* Begin Recorded information *
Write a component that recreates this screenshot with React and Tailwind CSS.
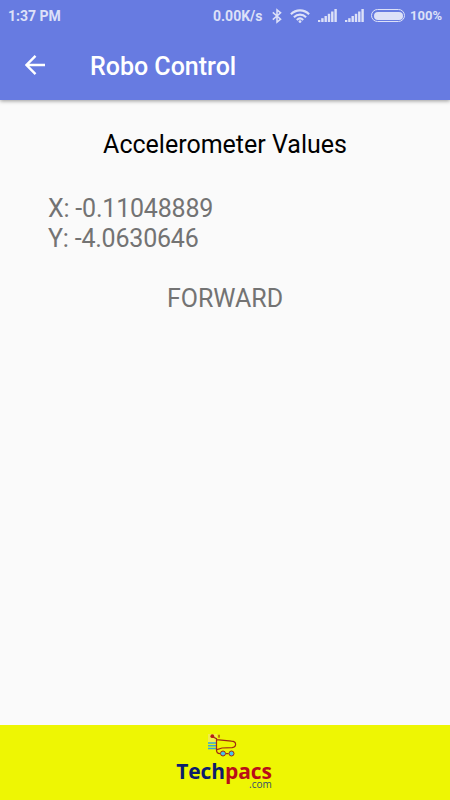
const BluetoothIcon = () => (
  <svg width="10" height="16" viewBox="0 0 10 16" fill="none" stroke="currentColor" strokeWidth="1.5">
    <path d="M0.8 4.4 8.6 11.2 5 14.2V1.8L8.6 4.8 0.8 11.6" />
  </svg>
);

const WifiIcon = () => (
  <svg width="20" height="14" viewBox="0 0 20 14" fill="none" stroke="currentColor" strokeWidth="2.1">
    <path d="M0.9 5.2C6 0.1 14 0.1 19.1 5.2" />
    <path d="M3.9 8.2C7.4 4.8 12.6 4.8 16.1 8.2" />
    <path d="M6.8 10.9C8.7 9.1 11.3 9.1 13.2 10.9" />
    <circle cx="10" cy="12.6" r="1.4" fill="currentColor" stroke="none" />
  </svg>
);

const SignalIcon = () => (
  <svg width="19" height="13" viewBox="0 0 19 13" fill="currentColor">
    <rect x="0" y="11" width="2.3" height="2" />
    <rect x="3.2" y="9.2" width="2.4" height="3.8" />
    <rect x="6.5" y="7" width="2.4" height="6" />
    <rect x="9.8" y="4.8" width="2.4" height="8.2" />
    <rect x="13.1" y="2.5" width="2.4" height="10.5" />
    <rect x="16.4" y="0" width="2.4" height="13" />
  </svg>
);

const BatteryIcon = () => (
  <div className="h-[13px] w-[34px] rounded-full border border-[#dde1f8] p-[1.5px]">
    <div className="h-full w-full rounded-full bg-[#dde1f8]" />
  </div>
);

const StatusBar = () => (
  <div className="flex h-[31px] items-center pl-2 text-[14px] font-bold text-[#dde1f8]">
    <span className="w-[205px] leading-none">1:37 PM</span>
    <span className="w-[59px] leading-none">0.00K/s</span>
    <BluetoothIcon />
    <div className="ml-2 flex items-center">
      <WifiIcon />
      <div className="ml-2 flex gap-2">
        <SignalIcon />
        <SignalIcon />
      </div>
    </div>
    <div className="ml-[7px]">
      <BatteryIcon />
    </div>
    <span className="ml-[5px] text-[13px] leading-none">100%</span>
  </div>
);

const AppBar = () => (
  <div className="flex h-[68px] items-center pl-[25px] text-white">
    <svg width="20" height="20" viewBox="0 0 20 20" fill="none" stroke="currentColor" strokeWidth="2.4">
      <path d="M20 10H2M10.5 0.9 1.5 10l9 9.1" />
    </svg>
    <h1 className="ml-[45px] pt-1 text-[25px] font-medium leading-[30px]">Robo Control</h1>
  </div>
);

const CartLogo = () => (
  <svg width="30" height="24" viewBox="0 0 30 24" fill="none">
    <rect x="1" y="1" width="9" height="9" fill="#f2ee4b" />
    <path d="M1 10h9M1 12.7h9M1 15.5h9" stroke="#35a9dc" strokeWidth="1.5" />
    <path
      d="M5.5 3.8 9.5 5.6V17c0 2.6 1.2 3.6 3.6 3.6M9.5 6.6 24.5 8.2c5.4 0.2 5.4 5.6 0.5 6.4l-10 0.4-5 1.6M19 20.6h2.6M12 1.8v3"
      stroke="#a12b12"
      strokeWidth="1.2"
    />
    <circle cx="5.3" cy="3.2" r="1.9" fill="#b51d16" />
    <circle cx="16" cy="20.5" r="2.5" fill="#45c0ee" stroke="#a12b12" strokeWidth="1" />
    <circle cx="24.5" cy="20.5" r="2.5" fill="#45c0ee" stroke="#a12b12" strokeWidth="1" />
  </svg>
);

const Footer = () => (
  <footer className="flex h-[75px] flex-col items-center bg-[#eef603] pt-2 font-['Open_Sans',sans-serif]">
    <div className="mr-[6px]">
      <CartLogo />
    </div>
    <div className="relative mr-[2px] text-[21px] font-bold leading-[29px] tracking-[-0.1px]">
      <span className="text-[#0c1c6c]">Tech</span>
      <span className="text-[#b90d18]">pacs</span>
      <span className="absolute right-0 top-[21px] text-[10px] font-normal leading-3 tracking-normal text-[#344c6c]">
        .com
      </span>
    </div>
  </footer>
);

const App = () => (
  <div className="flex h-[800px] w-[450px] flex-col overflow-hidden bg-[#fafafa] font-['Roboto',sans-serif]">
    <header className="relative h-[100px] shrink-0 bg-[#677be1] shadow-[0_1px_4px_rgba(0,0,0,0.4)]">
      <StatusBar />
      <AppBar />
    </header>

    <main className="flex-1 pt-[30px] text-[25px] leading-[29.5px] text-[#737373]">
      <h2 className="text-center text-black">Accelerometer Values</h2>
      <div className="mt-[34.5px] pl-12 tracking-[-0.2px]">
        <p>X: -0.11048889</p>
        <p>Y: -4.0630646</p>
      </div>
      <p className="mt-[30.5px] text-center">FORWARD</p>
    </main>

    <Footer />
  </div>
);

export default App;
* End Recorded information *
● What the task requires
Omit the pictures, and quote the material above exactly as given.

● Final result
Write a component that recreates this screenshot with React and Tailwind CSS.
const BluetoothIcon = () => (
  <svg width="10" height="16" viewBox="0 0 10 16" fill="none" stroke="currentColor" strokeWidth="1.5">
    <path d="M0.8 4.4 8.6 11.2 5 14.2V1.8L8.6 4.8 0.8 11.6" />
  </svg>
);

const WifiIcon = () => (
  <svg width="20" height="14" viewBox="0 0 20 14" fill="none" stroke="currentColor" strokeWidth="2.1">
    <path d="M0.9 5.2C6 0.1 14 0.1 19.1 5.2" />
    <path d="M3.9 8.2C7.4 4.8 12.6 4.8 16.1 8.2" />
    <path d="M6.8 10.9C8.7 9.1 11.3 9.1 13.2 10.9" />
    <circle cx="10" cy="12.6" r="1.4" fill="currentColor" stroke="none" />
  </svg>
);

const SignalIcon = () => (
  <svg width="19" height="13" viewBox="0 0 19 13" fill="currentColor">
    <rect x="0" y="11" width="2.3" height="2" />
    <rect x="3.2" y="9.2" width="2.4" height="3.8" />
    <rect x="6.5" y="7" width="2.4" height="6" />
    <rect x="9.8" y="4.8" width="2.4" height="8.2" />
    <rect x="13.1" y="2.5" width="2.4" height="10.5" />
    <rect x="16.4" y="0" width="2.4" height="13" />
  </svg>
);

const BatteryIcon = () => (
  <div className="h-[13px] w-[34px] rounded-full border border-[#dde1f8] p-[1.5px]">
    <div className="h-full w-full rounded-full bg-[#dde1f8]" />
  </div>
);

const StatusBar = () => (
  <div className="flex h-[31px] items-center pl-2 text-[14px] font-bold text-[#dde1f8]">
    <span className="w-[205px] leading-none">1:37 PM</span>
    <span className="w-[59px] leading-none">0.00K/s</span>
    <BluetoothIcon />
    <div className="ml-2 flex items-center">
      <WifiIcon />
      <div className="ml-2 flex gap-2">
        <SignalIcon />
        <SignalIcon />
      </div>
    </div>
    <div className="ml-[7px]">
      <BatteryIcon />
    </div>
    <span className="ml-[5px] text-[13px] leading-none">100%</span>
  </div>
);

const AppBar = () => (
  <div className="flex h-[68px] items-center pl-[25px] text-white">
    <svg width="20" height="20" viewBox="0 0 20 20" fill="none" stroke="currentColor" strokeWidth="2.4">
      <path d="M20 10H2M10.5 0.9 1.5 10l9 9.1" />
    </svg>
    <h1 className="ml-[45px] pt-1 text-[25px] font-medium leading-[30px]">Robo Control</h1>
  </div>
);

const CartLogo = () => (
  <svg width="30" height="24" viewBox="0 0 30 24" fill="none">
    <rect x="1" y="1" width="9" height="9" fill="#f2ee4b" />
    <path d="M1 10h9M1 12.7h9M1 15.5h9" stroke="#35a9dc" strokeWidth="1.5" />
    <path
      d="M5.5 3.8 9.5 5.6V17c0 2.6 1.2 3.6 3.6 3.6M9.5 6.6 24.5 8.2c5.4 0.2 5.4 5.6 0.5 6.4l-10 0.4-5 1.6M19 20.6h2.6M12 1.8v3"
      stroke="#a12b12"
      strokeWidth="1.2"
    />
    <circle cx="5.3" cy="3.2" r="1.9" fill="#b51d16" />
    <circle cx="16" cy="20.5" r="2.5" fill="#45c0ee" stroke="#a12b12" strokeWidth="1" />
    <circle cx="24.5" cy="20.5" r="2.5" fill="#45c0ee" stroke="#a12b12" strokeWidth="1" />
  </svg>
);

const Footer = () => (
  <footer className="flex h-[75px] flex-col items-center bg-[#eef603] pt-2 font-['Open_Sans',sans-serif]">
    <div className="mr-[6px]">
      <CartLogo />
    </div>
    <div className="relative mr-[2px] text-[21px] font-bold leading-[29px] tracking-[-0.1px]">
      <span className="text-[#0c1c6c]">Tech</span>
      <span className="text-[#b90d18]">pacs</span>
      <span className="absolute right-0 top-[21px] text-[10px] font-normal leading-3 tracking-normal text-[#344c6c]">
        .com
      </span>
    </div>
  </footer>
);

const App = () => (
  <div className="flex h-[800px] w-[450px] flex-col overflow-hidden bg-[#fafafa] font-['Roboto',sans-serif]">
    <header className="relative h-[100px] shrink-0 bg-[#677be1] shadow-[0_1px_4px_rgba(0,0,0,0.4)]">
      <StatusBar />
      <AppBar />
    </header>

    <main className="flex-1 pt-[30px] text-[25px] leading-[29.5px] text-[#737373]">
      <h2 className="text-center text-black">Accelerometer Values</h2>
      <div className="mt-[34.5px] pl-12 tracking-[-0.2px]">
        <p>X: -0.11048889</p>
        <p>Y: -4.0630646</p>
      </div>
      <p className="mt-[30.5px] text-center">FORWARD</p>
    </main>

    <Footer />
  </div>
);

export default App;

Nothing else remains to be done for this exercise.